Le second projet de loi portant statut des magistrats de la Cour des comptes et des Cours régionales des comptes vient remplacer la loi organique du 15 avril 2009 sur le statut des magistrats de la Cour des comptes. Articulé autour de 6 chapitres répartis en 46 articles, il a pour but d’encadrer la situation administrative des magistrats dans un système de carrière, alors que ces magistrats ont été nommés dans un régime de mandat à durée déterminée, sans possibilité d’évolution en échelon, ni en grade. Alors ce projet de loi, tout en consacrant le système de mandat, tel que prévu par la nouvelle loi organique portant organisation et fonctionnement de la Cour des comptes et des Cours régionales des comptes, prévoit une évaluation annuelle des magistrats, afin non seulement d’inciter ceux-ci à cultiver l’excellence et le professionnalisme. Mais aussi, de prendre en compte les exigences des normes internationales devant régir les magistrats des ISC, tant au niveau mondial qu’au niveau de l’UEMOA. Il s’inspire pour l’essentiel du statut des magistrats de l’ordre judiciaire, quant aux principes généraux, mais s’en distingue en ce qui concerne les conditions et le mode de recrutement.

Par ailleurs, pour renforcer le contrôle sur les magistrats et la discipline qu’ils doivent observer, ce projet de loi étoffe les dispositions relatives à la composition, à l’organisation et au fonctionnement du Conseil supérieur de la Cour des comptes, contenues dans la précédente loi organique.

Les parlementaires unanimes au vote de ces lois

Donnant la consigne de vote à ses collègues, le président du groupe parlementaire UNIR, M. Aklesso Atcholé, a indiqué que l’adoption de ces lois permettra de renforcer la gouvernance de la Cour des comptes, véritable auxiliaire de la démocratie, situé à équidistance entre le gouvernement et le parlement et qui constitue le vrai miroir de la régularité de la gestion de la République. Occasion pour lui de saluer le leadership et la clairvoyance du chef de l’Etat pour son attachement aux réformes et à la modernisation des institutions, surtout pour sa politique régionale en matière d’intégration économique et son souci permanent de hisser plus haut le Togo dans le concert des nations.

Pour le représentant du groupe UFC, M. Komi Agbanu, les deux projets de loi adoptés renforcent les attributions et les capacités de la Cour des comptes, en ce sens qu’à son rôle traditionnel de contrôle de l’action publique vient s’ajouter l’évaluation des politiques publiques.
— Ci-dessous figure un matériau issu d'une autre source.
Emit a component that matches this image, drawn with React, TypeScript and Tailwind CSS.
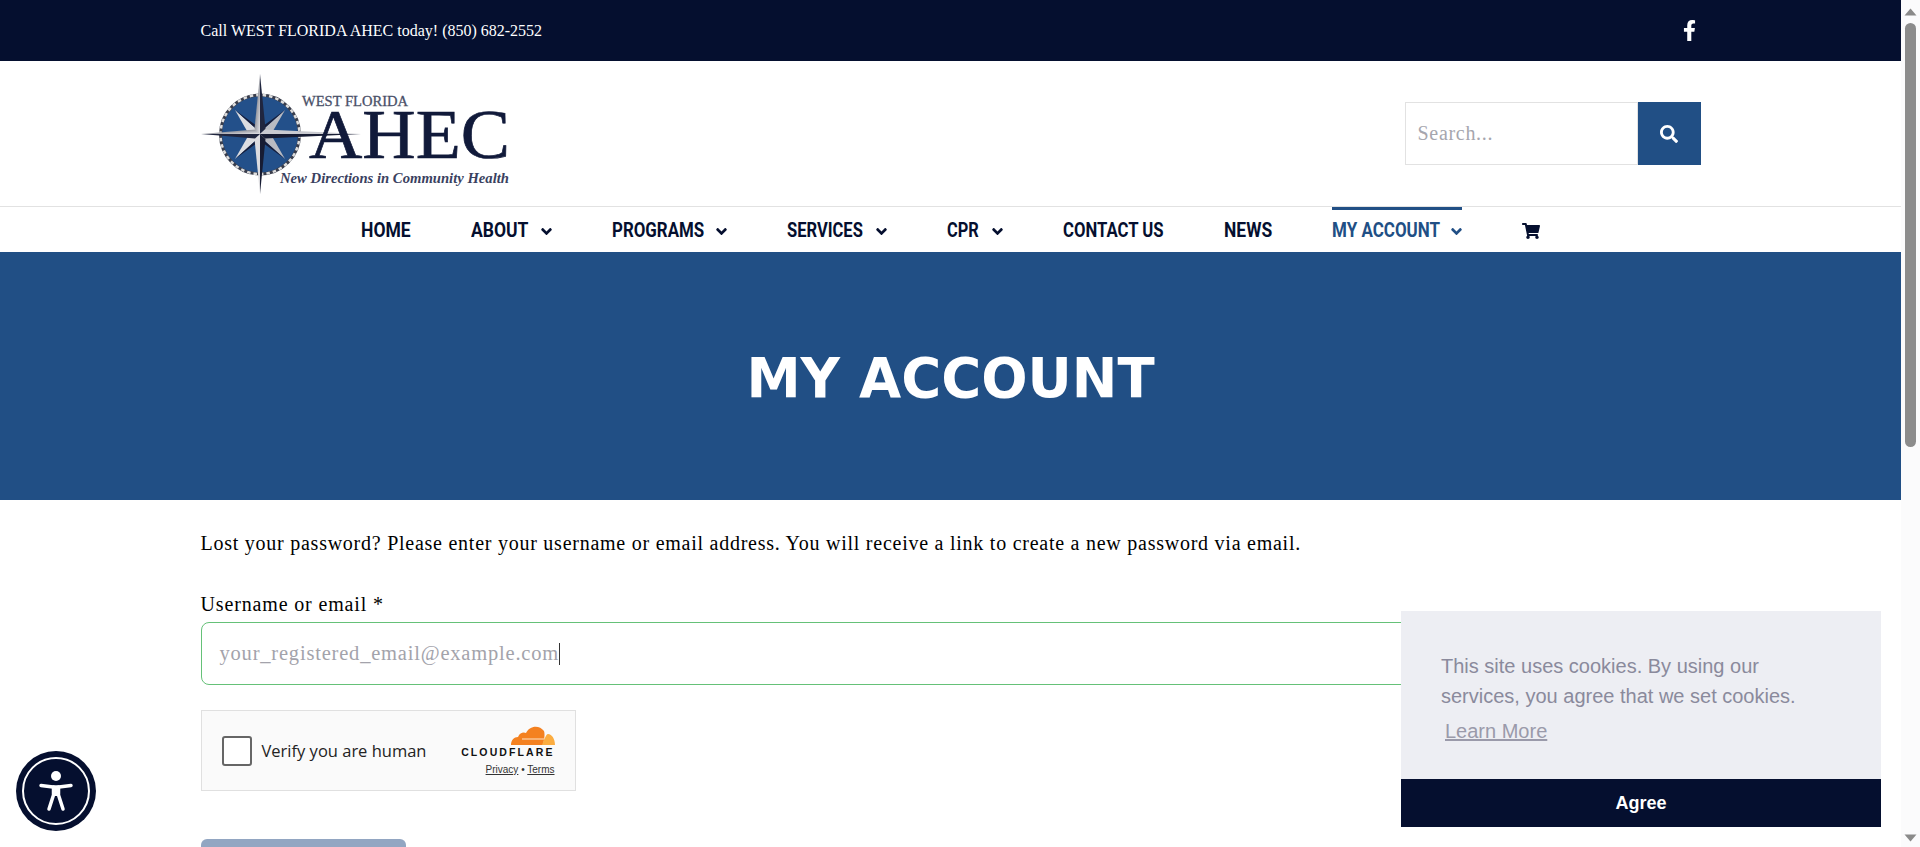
import { FaAngleDown, FaFacebookF, FaSearch, FaShoppingCart } from "react-icons/fa";

const serif = "font-['Liberation_Serif',serif]";

// Roboto is squeezed per label to get the tall narrow look of the menu font
const navItems = [
  { label: "HOME", box: "w-[50px]", squeeze: "scale-x-[0.835]" },
  { label: "ABOUT", box: "w-[58px]", squeeze: "scale-x-[0.835]", arrow: true },
  { label: "PROGRAMS", box: "w-[92px]", squeeze: "scale-x-[0.804]", arrow: true },
  { label: "SERVICES", box: "w-[77px]", squeeze: "scale-x-[0.787]", arrow: true },
  { label: "CPR", box: "w-[33px]", squeeze: "scale-x-[0.78]", arrow: true },
  { label: "CONTACT US", box: "w-[101px]", squeeze: "scale-x-[0.795]" },
  { label: "NEWS", box: "w-[48px]", squeeze: "scale-x-[0.831]" },
  { label: "MY ACCOUNT", box: "w-[107px]", squeeze: "scale-x-[0.809]", arrow: true, active: true },
];

const Logo = () => (
  <svg width="312" height="122" viewBox="201 74 312 122" className="overflow-visible" aria-label="West Florida AHEC">
    <defs>
      <linearGradient id="silver" x1="0" y1="0" x2="1" y2="1">
        <stop offset="0" stopColor="#f4f4f6" />
        <stop offset="0.5" stopColor="#9a9ca4" />
        <stop offset="1" stopColor="#e4e4e8" />
      </linearGradient>
    </defs>
    <circle cx="260" cy="134.500" r="39.500" fill="#23508a" />
    <circle cx="260" cy="134.500" r="39.500" fill="none" stroke="#3a3e4c" strokeWidth="3" />
    <circle cx="260" cy="134.500" r="39.500" fill="none" stroke="#dedede" strokeWidth="2.500" strokeDasharray="3.500 3" />
    <g>
      <polygon points="235,110 262,134 251,138" fill="#dcdde1" />
      <polygon points="235,110 262,134 257,126" fill="#161c38" />
      <polygon points="285,110 258,134 269,138" fill="#b9bbc2" />
      <polygon points="285,110 258,134 263,126" fill="#161c38" />
      <polygon points="235,159 262,135 251,131" fill="#dcdde1" />
      <polygon points="235,159 262,135 257,143" fill="#161c38" />
      <polygon points="285,159 258,135 269,131" fill="#b9bbc2" />
      <polygon points="285,159 258,135 263,143" fill="#161c38" />
    </g>
    <polygon points="260,74 265.500,129 260,134" fill="#20263f" />
    <polygon points="260,74 254.500,129 260,134" fill="url(#silver)" />
    <polygon points="260,194 254.500,139 260,134" fill="#dcdce0" />
    <polygon points="260,194 265.500,139 260,134" fill="#171c33" />
    <polygon points="201,134 255,129.500 260,134" fill="url(#silver)" />
    <polygon points="201,134 255,138.500 260,134" fill="#20263f" />
    <polygon points="361,134 265,129.500 260,134" fill="#c9cad0" />
    <polygon points="361,134 265,138.500 260,134" fill="#171c33" />
    <text x="302" y="105.500" fontFamily="Liberation Serif, serif" fontSize="14.500" fill="#4a5068" stroke="#4a5068" strokeWidth="0.300" textLength="106" lengthAdjust="spacingAndGlyphs">
      WEST FLORIDA
    </text>
    <text x="309" y="158" fontFamily="Liberation Serif, serif" fontSize="70" fill="#111a3a" stroke="#111a3a" strokeWidth="0.700" textLength="201" lengthAdjust="spacingAndGlyphs">
      AHEC
    </text>
    <text x="280" y="183" fontFamily="Liberation Serif, serif" fontSize="15" fontStyle="italic" fontWeight="700" fill="#3a4160" textLength="229" lengthAdjust="spacingAndGlyphs">
      New Directions in Community Health
    </text>
  </svg>
);

const CloudflareMark = () => (
  <svg width="44" height="21" viewBox="0 0 44 21" aria-hidden="true">
    <path d="M0 20 C0 15 3 12 7 12 C9 7 13 7 15 8 C18 1 28 -1 33 6 C34 9 33.500 13 32 20 Z" fill="#f48120" />
    <path d="M31 20 C33 15 35 9 37 9 C41 9 44 14 44 20 Z" fill="#fbad41" />
    <path d="M11 14 H33" stroke="#fde3c8" strokeWidth="1" />
  </svg>
);

const AccessibilityButton = () => (
  <div className="absolute left-[16px] top-[751px] flex h-20 w-20 items-center justify-center rounded-full bg-[#050f2f]">
    <div className="flex h-[68px] w-[68px] items-center justify-center rounded-full border-2 border-white">
      <svg width="36" height="44" viewBox="0 0 36 44" fill="none" aria-hidden="true">
        <circle cx="18" cy="7" r="5" fill="white" />
        <path d="M3 16.500 L15 18 H21 L33 16.500" stroke="white" strokeWidth="3.500" strokeLinecap="round" strokeLinejoin="round" />
        <path d="M15.500 18 V26 L11 40 M20.500 18 V26 L25 40" stroke="white" strokeWidth="3.500" strokeLinecap="round" strokeLinejoin="round" />
        <path d="M15 17 H21 V27 H15 Z" fill="white" />
      </svg>
    </div>
  </div>
);

const CookieNotice = () => (
  <div className="absolute left-[1401px] top-[611px] w-[480px] font-['Liberation_Sans',sans-serif]">
    <div className="h-[168px] bg-[#edeef3] px-10 pt-[40px] text-[20px] leading-[30px] text-[#8a8a9c]">
      <p>
        This site uses cookies. By using our
        <br />
        services, you agree that we set cookies.
      </p>
      <a href="#" className="mt-[5px] ml-1 inline-block text-[#9a9aaa] underline">
        Learn More
      </a>
    </div>
    <button className="flex h-12 w-full items-center justify-center bg-[#050f2f] text-[18px] font-bold text-white">
      Agree
    </button>
  </div>
);

const Scrollbar = () => (
  <div className="flex h-[847px] w-[19px] shrink-0 flex-col items-center bg-[#fbfbfc]">
    <svg width="13" height="8" viewBox="0 0 13 8" className="mt-[8px]" aria-hidden="true">
      <path d="M6.500 0.500 L12.500 7.500 H0.500 Z" fill="#8a8a8a" />
    </svg>
    <div className="mt-[7px] h-[424px] w-[11px] rounded-full bg-[#8c8c8c]" />
    <svg width="13" height="8" viewBox="0 0 13 8" className="mt-auto mb-[5px]" aria-hidden="true">
      <path d="M6.500 7.500 L12.500 0.500 H0.500 Z" fill="#8a8a8a" />
    </svg>
  </div>
);

export default function App() {
  return (
    <div className={`relative flex h-[847px] w-[1920px] overflow-hidden bg-white ${serif}`}>
      <main className="w-[1901px] shrink-0">
        <div className="h-[61px] bg-[#050f2f] text-white">
          <div className="mx-auto flex h-full w-[1500px] items-center justify-between">
            <span className="text-[16px]">Call WEST FLORIDA AHEC today! (850) 682-2552</span>
            <FaFacebookF className="mr-[5px] h-[21px] w-[13px]" />
          </div>
        </div>

        <header className="mx-auto flex h-[145px] w-[1500px] items-start justify-between">
          <div className="mt-[13px]">
            <Logo />
          </div>
          <div className="mt-[41px] flex h-[63px]">
            <input
              placeholder="Search..."
              className="h-full w-[233px] border border-[#e2e2e2] px-3 text-[20px] tracking-[0.7px] placeholder:text-[#a6a6ae]"
            />
            <button className="flex h-full w-[63px] items-center justify-center bg-[#214f85] text-white">
              <FaSearch className="h-[18px] w-[18px]" />
            </button>
          </div>
        </header>

        <nav className="h-[46px] border-t border-[#e2e2e2] font-['Roboto',sans-serif] text-[#050f2f]">
          <ul className="flex h-full items-stretch justify-center gap-[60px] text-[21px] font-bold">
            {navItems.map((item) => (
              <li
                key={item.label}
                className={`flex items-center gap-[12px] border-t-[3px] ${item.active ? "border-[#214f85] text-[#214f85]" : "border-transparent"}`}
              >
                <span className={`block ${item.box}`}>
                  <span className={`block origin-left whitespace-nowrap ${item.squeeze}`}>{item.label}</span>
                </span>
                {item.arrow && <FaAngleDown className="h-[17px] w-[11px]" />}
              </li>
            ))}
            <li className="flex items-center border-t-[3px] border-transparent">
              <FaShoppingCart className="h-[16px] w-[18px]" />
            </li>
          </ul>
        </nav>

        <section className="flex h-[248px] items-center justify-center bg-[#214f85] pt-[4px]">
          <h1 className="font-['DejaVu_Sans',sans-serif] text-[54.500px] leading-none font-bold text-white">MY ACCOUNT</h1>
        </section>

        <div className="mx-auto w-[1500px] pt-[31px] text-black">
          <p className="text-[20px] leading-[24px] tracking-[0.75px]">
            Lost your password? Please enter your username or email address. You will receive a link to create a new
            password via email.
          </p>
          <label className="mt-[37px] block text-[20px] leading-[24px] tracking-[0.85px]">Username or email *</label>
          <div className="mt-[6px] flex h-[63px] items-center rounded-[8px] border border-[#65c178] px-[18px] text-[20.500px] tracking-[0.8px] text-[#a3a3ab]">
            your_registered_email@example.com
            <span className="h-[22px] w-px bg-[#333333]" />
          </div>

          <div className="mt-[25px] flex h-[81px] w-[375px] items-center justify-between border border-[#e0e0e0] bg-[#fafafa] px-[20px]">
            <div className="flex items-center gap-[10px]">
              <span className="h-[30px] w-[30px] rounded-[3px] border-2 border-[#666666] bg-white" />
              <span className="pt-[2px] font-['Open_Sans',sans-serif] text-[16.500px] text-[#232323]">Verify you are human</span>
            </div>
            <div className="flex flex-col items-end font-['Liberation_Sans',sans-serif] text-[#111111]">
              <CloudflareMark />
              <span className="mt-[1px] text-[10.500px] leading-[11px] font-bold tracking-[2.100px]">CLOUDFLARE</span>
              <span className="mt-[6px] text-[10px] leading-[12px] text-[#333333]">
                <span className="underline">Privacy</span> &bull; <span className="underline">Terms</span>
              </span>
            </div>
          </div>

          <div className="mt-[48px] h-[40px] w-[205px] rounded-[6px] bg-[#92a6c2]" />
        </div>
      </main>

      <Scrollbar />
      <AccessibilityButton />
      <CookieNotice />
    </div>
  );
}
Une attribution importante qui permettra de mesurer le chemin parcouru et, au besoin, de détecter et corriger les insuffisances observées. Aussi, se réjouit-il que ces lois favorisent un alignement et une intégration des normes et pratiques nationales avec celles de l’UEMOA et s’inscrivent dans la continuité des réformes institutionnelles et constitutionnelles entreprises ensemble depuis 2019.

Tout en se félicitant que le processus de décentralisation et de déconcentration prenne, enfin son envol à travers l’adoption de ces lois, le responsable du groupe NET-PDP, M. Gerry Taama, a émis des réserves par rapport au délai de leur mise en œuvre et à l’installation des tribunaux administratifs régionaux qui restent un autre compagnon de la décentralisation. « Car si la justice administrative n’accompagne pas la décentralisation, c’est comme labourer un champ, l’ensemencer et ne pas le sarcler, la récolte en pâtira », a relevé M. Taama.

Renforcer l’indépendance de la Cour des comptes

Remerciant les députés, le commissaire du gouvernement, M. Christian Trimua, a signifié qu’en adoptant ces deux lois organiques, « vous dotez la Cour des comptes et les Cours régionales des comptes de leurs instruments juridiques de travail, d’une part et permettez à notre pays de se conformer au nouveau cadre harmonisé des finances publiques dans l’espace UEMOA, ainsi qu’aux normes exigées pour toutes les Institutions supérieures de contrôle des finances publiques au plan mondial, d’autre part. L’adoption de ces deux textes permet également de renforcer l’indépendance de la Cour des comptes et de conforter cette haute institution dans sa mission d’assistance, de conseil et de contrôle des comptes publics pour une gestion toujours plus vertueuse et une utilisation optimale des ressources de l’Etat ».

A la fin de la plénière, la présidente de l’Assemblée nationale, Mme Yawa Tségan, a salué la participation de l’ensemble des députés qui a permis le vote de ces deux projets de loi qui vont améliorer les missions des Cours de comptes, dont l’une consiste à appuyer la fonction de contrôle budgétaire de la Représentation nationale.